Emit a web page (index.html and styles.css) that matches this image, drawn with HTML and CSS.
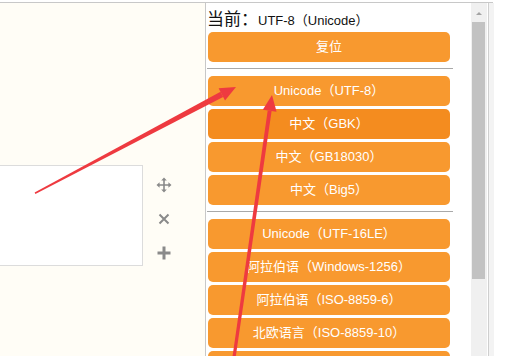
FILE: index.html
```html
<!DOCTYPE html>
<html lang="zh-CN">
<head>
<meta charset="utf-8">
<title>编码选择</title>
<link rel="stylesheet" href="styles.css">
</head>
<body>
<div class="frame">
  <div class="canvas">
    <div class="textbox"></div>
    <div class="tools">
      <svg class="ico" viewBox="0 0 16 16" width="16" height="16">
        <path d="M8 2.5V13.5M2.5 8H13.5" stroke="#8a8a8a" stroke-width="1.6" fill="none"/>
        <path d="M8 0.5L5.2 3.6H10.8Z M8 15.5L5.2 12.4H10.8Z M0.5 8L3.6 5.2V10.8Z M15.5 8L12.4 5.2V10.8Z" fill="#8a8a8a"/>
      </svg>
      <svg class="ico" viewBox="0 0 16 16" width="16" height="16">
        <path d="M3.5 3.5L12.5 12.5M12.5 3.5L3.5 12.5" stroke="#8a8a8a" stroke-width="2" fill="none"/>
      </svg>
      <svg class="ico" viewBox="0 0 16 16" width="16" height="16">
        <path d="M8 1.5V14.5M1.5 8H14.5" stroke="#8a8a8a" stroke-width="3" fill="none"/>
      </svg>
    </div>
  </div>
  <div class="panel">
    <div class="list">
      <div class="current"><span class="cur-label">当前：</span><span class="cur-value">UTF-8（Unicode）</span></div>
      <div class="btn">复位</div>
      <hr class="sep">
      <div class="btn">Unicode（UTF-8）</div>
      <div class="btn btn-hover">中文（GBK）</div>
      <div class="btn">中文（GB18030）</div>
      <div class="btn">中文（Big5）</div>
      <hr class="sep">
      <div class="btn">Unicode（UTF-16LE）</div>
      <div class="btn">阿拉伯语（Windows-1256）</div>
      <div class="btn">阿拉伯语（ISO-8859-6）</div>
      <div class="btn">北欧语言（ISO-8859-10）</div>
      <div class="btn"></div>
    </div>
    <div class="scrollbar">
      <div class="scroll-up"><span class="tri"></span></div>
      <div class="thumb"></div>
    </div>
  </div>
  <div class="edge"></div>
</div>
<svg class="arrows" viewBox="0 0 512 356" width="512" height="356">
  <polygon points="34.6,192.6 35.4,194.1 223.1,97.0 220.5,91.8" fill="#ee3a40"/>
  <polygon points="236,87 218.6,88.2 225,100.6" fill="#ee3a40"/>
  <polygon points="232.3,358 235.5,358.4 271.6,110.9 267.7,110.4" fill="#ee3a40"/>
  <polygon points="272,95 262.8,109.8 276.6,111.8" fill="#ee3a40"/>
</svg>
</body>
</html>
```
FILE: styles.css
```css
html, body {
  margin: 0;
  padding: 0;
  width: 512px;
  height: 356px;
  overflow: hidden;
  background: #ffffff;
}
body {
  position: relative;
  font-family: "Liberation Sans", "Noto Sans CJK SC", sans-serif;
}
.frame {
  margin-top: 2px;
  width: 493px;
  height: 354px;
  border-top: 1px solid #c8c8c8;
  display: flex;
  box-sizing: border-box;
}
.canvas {
  width: 205px;
  flex: none;
  background: #fffdf6;
  display: flex;
  align-items: flex-start;
  padding-top: 162px;
  box-sizing: border-box;
}
.textbox {
  width: 144px;
  height: 101px;
  margin-left: -1px;
  background: #ffffff;
  border: 1px solid #dcdcdc;
  box-sizing: border-box;
  flex: none;
}
.tools {
  margin-left: 13px;
  padding-top: 12px;
  display: flex;
  flex-direction: column;
  gap: 18px;
}
.ico {
  display: block;
}
.panel {
  flex: none;
  width: 282px;
  border-left: 1px solid #c8c8c8;
  background: #ffffff;
  display: flex;
  overflow: hidden;
}
.list {
  width: 265px;
  flex: none;
  padding-left: 1px;
  box-sizing: border-box;
}
.current {
  height: 29px;
  line-height: 29px;
  color: #111111;
  white-space: nowrap;
}
.cur-label {
  font-family: "Noto Sans CJK SC", sans-serif;
  font-size: 17px;
}
.cur-value {
  font-size: 13px;
  color: #111111;
}
.btn {
  width: 242px;
  height: 30px;
  margin: 0 0 3px 1px;
  background: #f8992f;
  border-radius: 5px;
  color: #ffffff;
  font-size: 13px;
  line-height: 30px;
  text-align: center;
  white-space: nowrap;
}
.btn-hover {
  background: #f48c1f;
}
.sep {
  width: 246px;
  margin: 6px 0 7px 0;
  height: 0;
  border: 0;
  border-top: 1px solid #a9a9a9;
}
.scrollbar {
  width: 16px;
  flex: none;
  background: #f0f0f0;
  display: flex;
  flex-direction: column;
}
.scroll-up {
  height: 17px;
  display: flex;
  align-items: center;
  justify-content: center;
}
.tri {
  width: 0;
  height: 0;
  border-left: 3px solid transparent;
  border-right: 3px solid transparent;
  border-bottom: 3px solid #a3a3a3;
  margin-top: 4px;
}
.thumb {
  margin: 2px 2px 0 1px;
  height: 257px;
  background: #c2c2c2;
}
.edge {
  width: 6px;
  flex: none;
  border-left: 1px solid #cfcfcf;
  background: #f3f3f3;
  box-sizing: border-box;
}
.arrows {
  position: absolute;
  left: 0;
  top: 0;
  pointer-events: none;
}
```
■ ■ ■ ■
* _Task brief_:
Leave the pictures out and copy the rest of the data exactly.

* _Exercise output_:
Emit a web page (index.html and styles.css) that matches this image, drawn with HTML and CSS.
FILE: index.html
```html
<!DOCTYPE html>
<html lang="zh-CN">
<head>
<meta charset="utf-8">
<title>编码选择</title>
<link rel="stylesheet" href="styles.css">
</head>
<body>
<div class="frame">
  <div class="canvas">
    <div class="textbox"></div>
    <div class="tools">
      <svg class="ico" viewBox="0 0 16 16" width="16" height="16">
        <path d="M8 2.5V13.5M2.5 8H13.5" stroke="#8a8a8a" stroke-width="1.6" fill="none"/>
        <path d="M8 0.5L5.2 3.6H10.8Z M8 15.5L5.2 12.4H10.8Z M0.5 8L3.6 5.2V10.8Z M15.5 8L12.4 5.2V10.8Z" fill="#8a8a8a"/>
      </svg>
      <svg class="ico" viewBox="0 0 16 16" width="16" height="16">
        <path d="M3.5 3.5L12.5 12.5M12.5 3.5L3.5 12.5" stroke="#8a8a8a" stroke-width="2" fill="none"/>
      </svg>
      <svg class="ico" viewBox="0 0 16 16" width="16" height="16">
        <path d="M8 1.5V14.5M1.5 8H14.5" stroke="#8a8a8a" stroke-width="3" fill="none"/>
      </svg>
    </div>
  </div>
  <div class="panel">
    <div class="list">
      <div class="current"><span class="cur-label">当前：</span><span class="cur-value">UTF-8（Unicode）</span></div>
      <div class="btn">复位</div>
      <hr class="sep">
      <div class="btn">Unicode（UTF-8）</div>
      <div class="btn btn-hover">中文（GBK）</div>
      <div class="btn">中文（GB18030）</div>
      <div class="btn">中文（Big5）</div>
      <hr class="sep">
      <div class="btn">Unicode（UTF-16LE）</div>
      <div class="btn">阿拉伯语（Windows-1256）</div>
      <div class="btn">阿拉伯语（ISO-8859-6）</div>
      <div class="btn">北欧语言（ISO-8859-10）</div>
      <div class="btn"></div>
    </div>
    <div class="scrollbar">
      <div class="scroll-up"><span class="tri"></span></div>
      <div class="thumb"></div>
    </div>
  </div>
  <div class="edge"></div>
</div>
<svg class="arrows" viewBox="0 0 512 356" width="512" height="356">
  <polygon points="34.6,192.6 35.4,194.1 223.1,97.0 220.5,91.8" fill="#ee3a40"/>
  <polygon points="236,87 218.6,88.2 225,100.6" fill="#ee3a40"/>
  <polygon points="232.3,358 235.5,358.4 271.6,110.9 267.7,110.4" fill="#ee3a40"/>
  <polygon points="272,95 262.8,109.8 276.6,111.8" fill="#ee3a40"/>
</svg>
</body>
</html>
```
FILE: styles.css
```css
html, body {
  margin: 0;
  padding: 0;
  width: 512px;
  height: 356px;
  overflow: hidden;
  background: #ffffff;
}
body {
  position: relative;
  font-family: "Liberation Sans", "Noto Sans CJK SC", sans-serif;
}
.frame {
  margin-top: 2px;
  width: 493px;
  height: 354px;
  border-top: 1px solid #c8c8c8;
  display: flex;
  box-sizing: border-box;
}
.canvas {
  width: 205px;
  flex: none;
  background: #fffdf6;
  display: flex;
  align-items: flex-start;
  padding-top: 162px;
  box-sizing: border-box;
}
.textbox {
  width: 144px;
  height: 101px;
  margin-left: -1px;
  background: #ffffff;
  border: 1px solid #dcdcdc;
  box-sizing: border-box;
  flex: none;
}
.tools {
  margin-left: 13px;
  padding-top: 12px;
  display: flex;
  flex-direction: column;
  gap: 18px;
}
.ico {
  display: block;
}
.panel {
  flex: none;
  width: 282px;
  border-left: 1px solid #c8c8c8;
  background: #ffffff;
  display: flex;
  overflow: hidden;
}
.list {
  width: 265px;
  flex: none;
  padding-left: 1px;
  box-sizing: border-box;
}
.current {
  height: 29px;
  line-height: 29px;
  color: #111111;
  white-space: nowrap;
}
.cur-label {
  font-family: "Noto Sans CJK SC", sans-serif;
  font-size: 17px;
}
.cur-value {
  font-size: 13px;
  color: #111111;
}
.btn {
  width: 242px;
  height: 30px;
  margin: 0 0 3px 1px;
  background: #f8992f;
  border-radius: 5px;
  color: #ffffff;
  font-size: 13px;
  line-height: 30px;
  text-align: center;
  white-space: nowrap;
}
.btn-hover {
  background: #f48c1f;
}
.sep {
  width: 246px;
  margin: 6px 0 7px 0;
  height: 0;
  border: 0;
  border-top: 1px solid #a9a9a9;
}
.scrollbar {
  width: 16px;
  flex: none;
  background: #f0f0f0;
  display: flex;
  flex-direction: column;
}
.scroll-up {
  height: 17px;
  display: flex;
  align-items: center;
  justify-content: center;
}
.tri {
  width: 0;
  height: 0;
  border-left: 3px solid transparent;
  border-right: 3px solid transparent;
  border-bottom: 3px solid #a3a3a3;
  margin-top: 4px;
}
.thumb {
  margin: 2px 2px 0 1px;
  height: 257px;
  background: #c2c2c2;
}
.edge {
  width: 6px;
  flex: none;
  border-left: 1px solid #cfcfcf;
  background: #f3f3f3;
  box-sizing: border-box;
}
.arrows {
  position: absolute;
  left: 0;
  top: 0;
  pointer-events: none;
}
```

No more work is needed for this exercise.